◆ Work to be completed: Word for word, copy all the data and drop the pictures.
··········
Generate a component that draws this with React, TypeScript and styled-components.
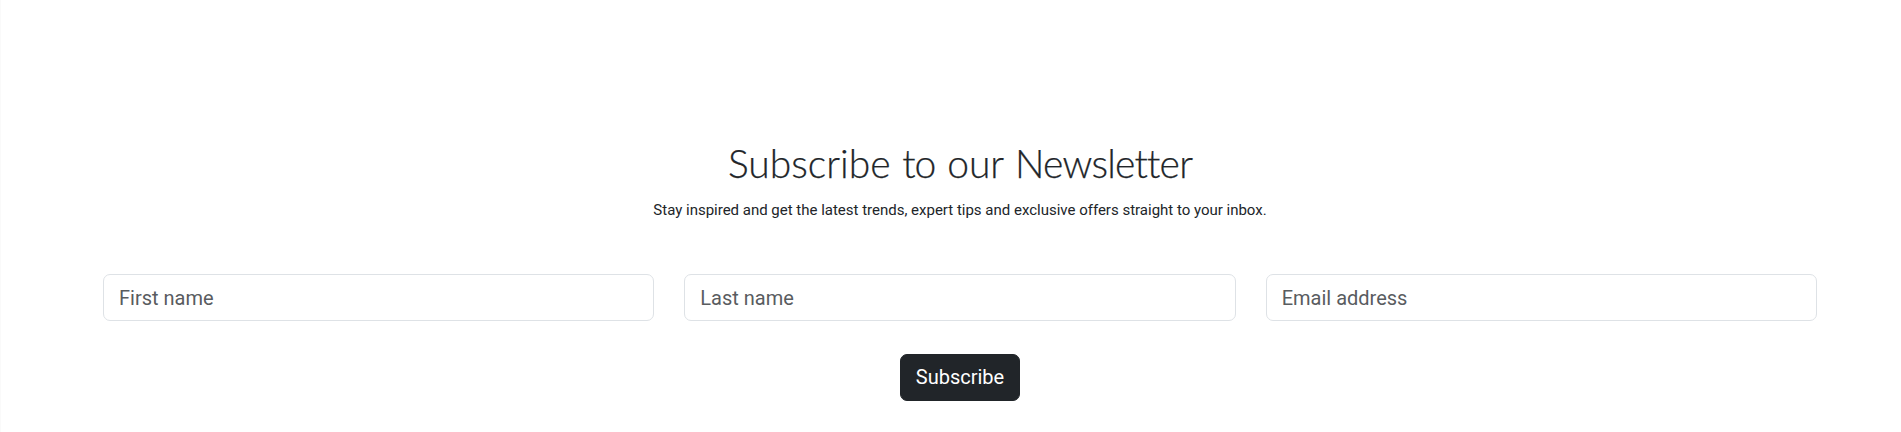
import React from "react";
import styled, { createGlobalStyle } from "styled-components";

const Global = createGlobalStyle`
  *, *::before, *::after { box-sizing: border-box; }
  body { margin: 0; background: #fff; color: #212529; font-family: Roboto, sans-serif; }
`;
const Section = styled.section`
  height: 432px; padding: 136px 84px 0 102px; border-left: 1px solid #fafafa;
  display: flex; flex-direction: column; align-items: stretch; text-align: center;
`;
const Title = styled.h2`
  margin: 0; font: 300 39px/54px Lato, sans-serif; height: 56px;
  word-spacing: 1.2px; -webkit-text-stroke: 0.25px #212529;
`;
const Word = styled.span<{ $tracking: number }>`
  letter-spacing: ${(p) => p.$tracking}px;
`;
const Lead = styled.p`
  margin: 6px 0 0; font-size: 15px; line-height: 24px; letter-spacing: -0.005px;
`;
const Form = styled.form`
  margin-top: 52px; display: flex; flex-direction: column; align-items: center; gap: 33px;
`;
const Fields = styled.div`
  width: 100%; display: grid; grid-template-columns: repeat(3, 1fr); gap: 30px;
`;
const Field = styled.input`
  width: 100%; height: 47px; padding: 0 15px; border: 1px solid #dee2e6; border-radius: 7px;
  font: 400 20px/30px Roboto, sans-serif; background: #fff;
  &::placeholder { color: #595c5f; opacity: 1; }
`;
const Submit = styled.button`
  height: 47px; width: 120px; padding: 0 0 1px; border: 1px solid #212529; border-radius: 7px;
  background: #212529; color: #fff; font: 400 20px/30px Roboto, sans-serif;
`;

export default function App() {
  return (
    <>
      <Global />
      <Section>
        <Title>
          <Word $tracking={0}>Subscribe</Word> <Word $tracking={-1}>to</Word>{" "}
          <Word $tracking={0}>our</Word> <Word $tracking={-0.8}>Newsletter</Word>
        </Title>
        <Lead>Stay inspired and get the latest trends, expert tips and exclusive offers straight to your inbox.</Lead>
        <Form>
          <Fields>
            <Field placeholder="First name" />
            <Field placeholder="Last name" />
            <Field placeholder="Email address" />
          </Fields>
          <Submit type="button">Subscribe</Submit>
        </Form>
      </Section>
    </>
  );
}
··········
◆ Output for this task:
Generate a component that draws this with React, TypeScript and styled-components.
import React from "react";
import styled, { createGlobalStyle } from "styled-components";

const Global = createGlobalStyle`
  *, *::before, *::after { box-sizing: border-box; }
  body { margin: 0; background: #fff; color: #212529; font-family: Roboto, sans-serif; }
`;
const Section = styled.section`
  height: 432px; padding: 136px 84px 0 102px; border-left: 1px solid #fafafa;
  display: flex; flex-direction: column; align-items: stretch; text-align: center;
`;
const Title = styled.h2`
  margin: 0; font: 300 39px/54px Lato, sans-serif; height: 56px;
  word-spacing: 1.2px; -webkit-text-stroke: 0.25px #212529;
`;
const Word = styled.span<{ $tracking: number }>`
  letter-spacing: ${(p) => p.$tracking}px;
`;
const Lead = styled.p`
  margin: 6px 0 0; font-size: 15px; line-height: 24px; letter-spacing: -0.005px;
`;
const Form = styled.form`
  margin-top: 52px; display: flex; flex-direction: column; align-items: center; gap: 33px;
`;
const Fields = styled.div`
  width: 100%; display: grid; grid-template-columns: repeat(3, 1fr); gap: 30px;
`;
const Field = styled.input`
  width: 100%; height: 47px; padding: 0 15px; border: 1px solid #dee2e6; border-radius: 7px;
  font: 400 20px/30px Roboto, sans-serif; background: #fff;
  &::placeholder { color: #595c5f; opacity: 1; }
`;
const Submit = styled.button`
  height: 47px; width: 120px; padding: 0 0 1px; border: 1px solid #212529; border-radius: 7px;
  background: #212529; color: #fff; font: 400 20px/30px Roboto, sans-serif;
`;

export default function App() {
  return (
    <>
      <Global />
      <Section>
        <Title>
          <Word $tracking={0}>Subscribe</Word> <Word $tracking={-1}>to</Word>{" "}
          <Word $tracking={0}>our</Word> <Word $tracking={-0.8}>Newsletter</Word>
        </Title>
        <Lead>Stay inspired and get the latest trends, expert tips and exclusive offers straight to your inbox.</Lead>
        <Form>
          <Fields>
            <Field placeholder="First name" />
            <Field placeholder="Last name" />
            <Field placeholder="Email address" />
          </Fields>
          <Submit type="button">Subscribe</Submit>
        </Form>
      </Section>
    </>
  );
}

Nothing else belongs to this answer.